Although often used interchangeably, sustainable cybersecurity and cybersecurity sustainability represent two distinct — and importantly different — approaches to digital security.

Sustainable Cybersecurity

Sustainable cybersecurity generally refers to the ability to design, implement, and maintain cybersecurity measures that endure over time.

This approach focuses on:

  • Building resilient and adaptable security architectures

  • Ensuring tools, policies, and controls can be maintained and updated as threats evolve

  • Avoiding brittle, one-off solutions that degrade under operational strain

In practice, sustainable cybersecurity emphasizes the longevity and effectiveness of security controls themselves. It asks:
Can this security posture be sustained operationally, financially, and technically over time?

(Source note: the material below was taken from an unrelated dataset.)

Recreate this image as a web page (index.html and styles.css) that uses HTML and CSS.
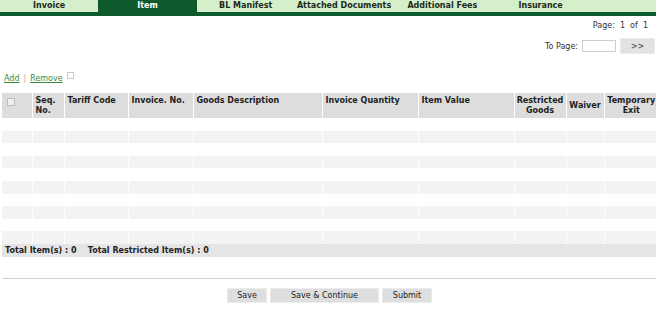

This framing is largely internal and technical, centered on infrastructure durability and defensive capability.

Cybersecurity Sustainability

Cybersecurity sustainability, by contrast, situates cybersecurity within a broader governance, societal, and systems context.

Rather than focusing solely on whether security tools endure, cybersecurity sustainability examines:

  • How cybersecurity decisions affect institutions, communities, and public trust

  • Whether security practices align with ethical, social, environmental, and economic realities

  • How governance structures ensure accountability, equity, and long-term resilience

Cybersecurity sustainability recognizes that digital security does not operate in isolation. Security failures ripple outward — impacting civil liberties, economic stability, service delivery, and human safety.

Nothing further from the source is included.